Can a Traffic Offence Affect My Insurance Claim?
According to Car Insurance Expert at finder.com.au, Bernie Hassan, it is worrying that so many Australians admit to risking their lives as well as those of others by engaging in dangerous and distracted road behaviours.
Ms Hassan has said that if you are in fact caught participating in dangerous driving activities that you could risk more than simply a heavy fine. This is aside from higher premiums and excess.
“If you are deemed to have been driving recklessly or engaging in risky behaviour behind the wheel and you are in an accident, you may not be able to claim the damage on your insurance,” she said.

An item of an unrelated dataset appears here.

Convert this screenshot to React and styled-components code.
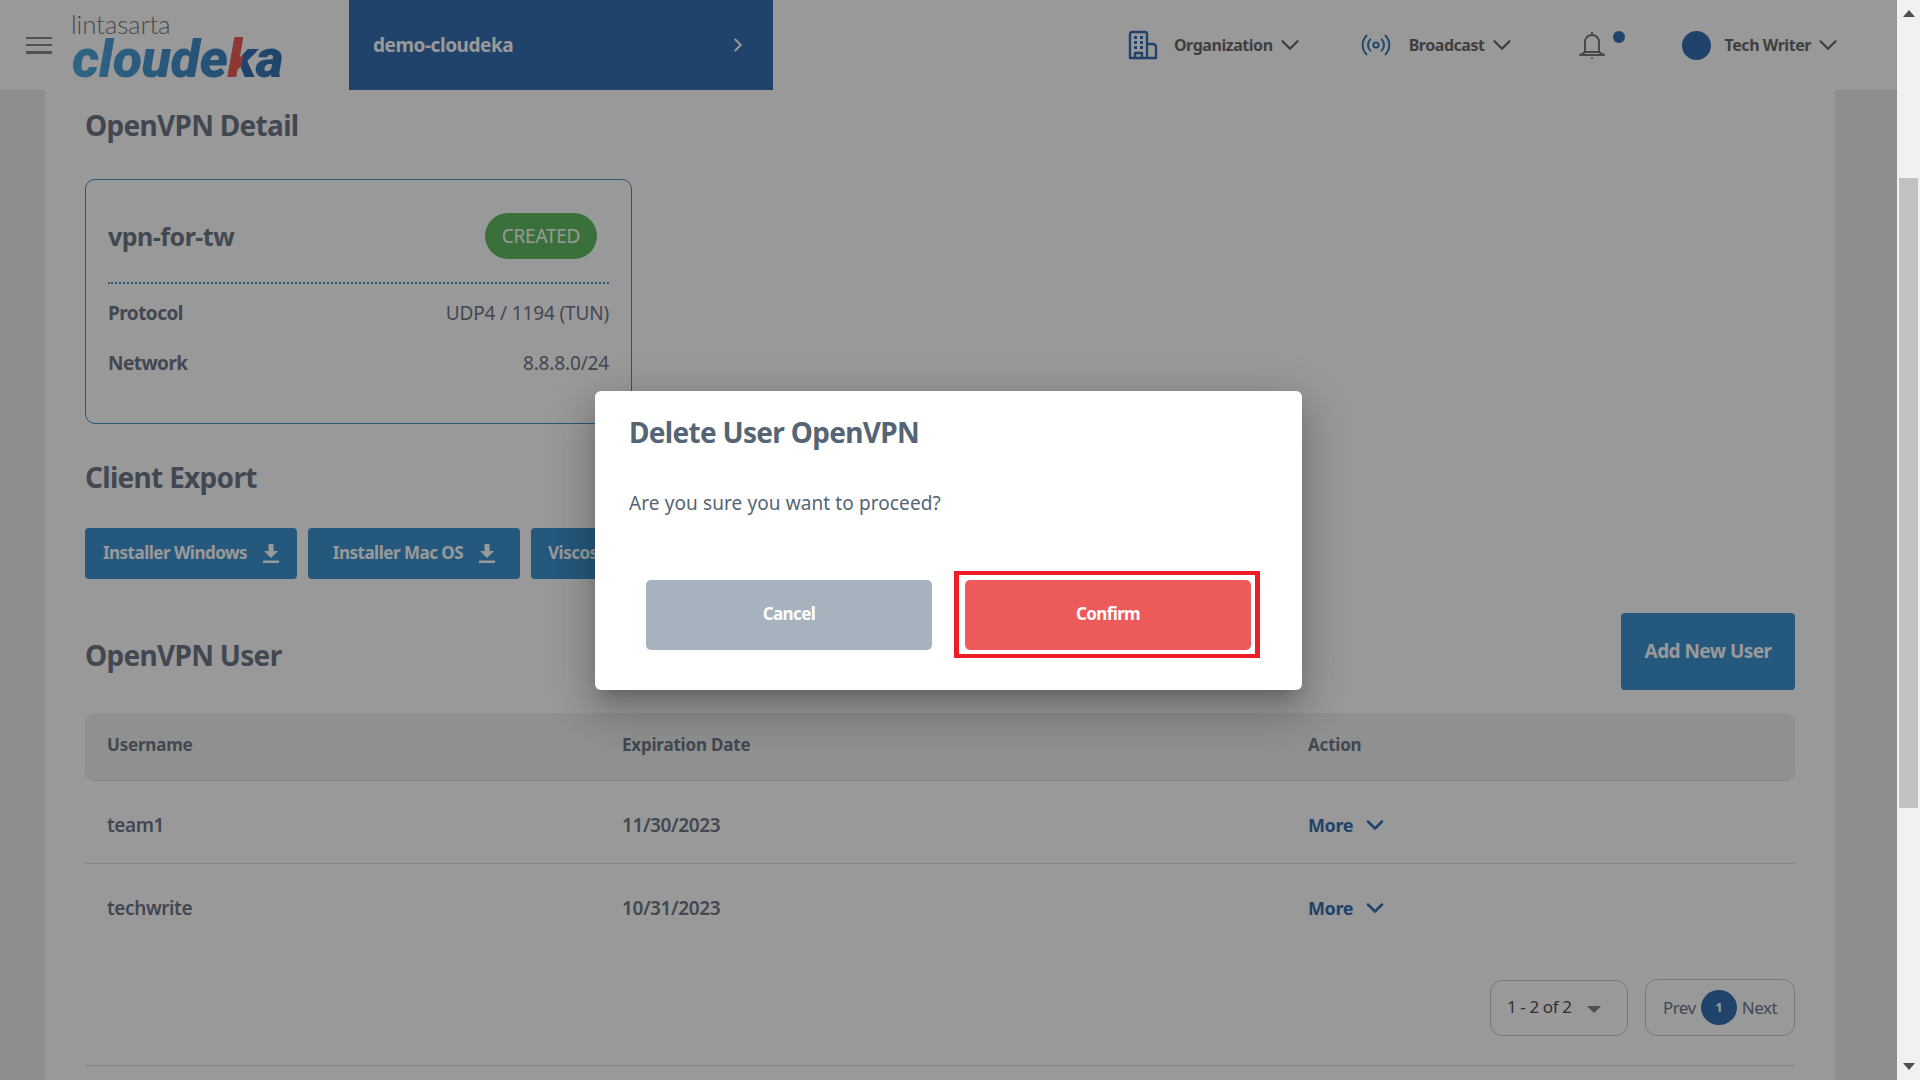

“Comprehensive car insurance also won’t cover damage that’s been caused by illegal activities such as text and driving.”
Applying Common Sense on the Road
While police have the power to fine motorists for driving erratically, police say they are sick and tired of the reckless driving habits and the severe consequences from it.
When it comes to doing dumb things behind the wheel, NSW Roads Minister, Melinda Pavey, has advised that the laws can only be regulated so much, and that sound judgement should instead be prioritised by drivers.
“If police see all these people doing all these stupid things there are good laws around that, but at the end of the day it’s about common sense”, says . PMsavey.